すると、開発者視点では一人では気付けなかった観点洗い出し漏れに気づける可能性も高まりますし、QA視点では開発者がどのようなケースを想定しているのか理解することができます。
結果として、QA一人で機能をキャッチアップするより早めに設計を完了することができますし、なによりテスト設計の精度が上がります。

リファクタリングできる

リファクタリングって後回しにされませんか?
実際自分も「xxまでにリリースしたいから、リファクタのチケット切っておいて後でやろう」として1年以上放置したことがあります。
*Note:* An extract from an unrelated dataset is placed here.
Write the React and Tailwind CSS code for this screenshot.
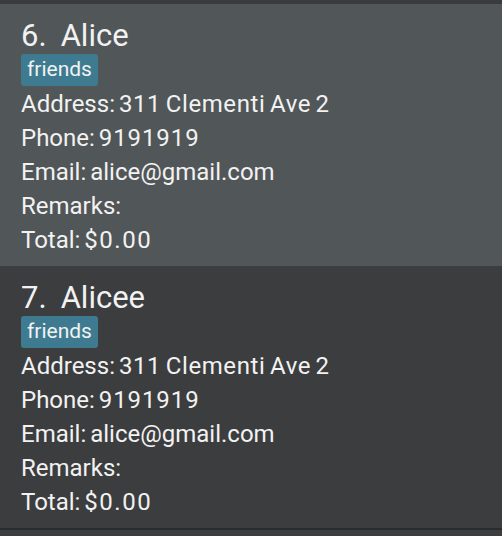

1年放置されたらそのチケットが再開されることはもうないでしょう。
TDDでは一つのケースをパスさせたら、一旦リファクタリングを行って(もちろん不要な場合もあります)からまた次のテストを作る、というように小さなサイクルを回して行きます。

そのため、都度リファクタをする機会があります。
実装が増えるに従って、リファクタリングしたくなる箇所はどんどん増えていくと思いますが、その過程でコードも整理されてきれいになっていきます。

サイクルの中にリファクタリングの機会があるのはTDDの大きなメリットであると言えます。

で、結局TDDはやるべきなの?

冒頭も述べたのですが、現状は「部分的に採用していく」というのが最適解かなと思っています。
具体的には重要なビジネスロジックの変更や複雑なユースケースには適していて、シンプルな変更には過大である、という意見です。

どうしてもタスク完了までのスピードは低下してしまう傾向はあると思うので、リリース時期や重要度、複雑度を加味してやるかどうかを決めていくのが良い落とし所ではないでしょうか。

実際にやってみてこれまで挙げたようなメリットも享受できたので、私は今後もTDDと良い付き合い方をしていこうと思っています。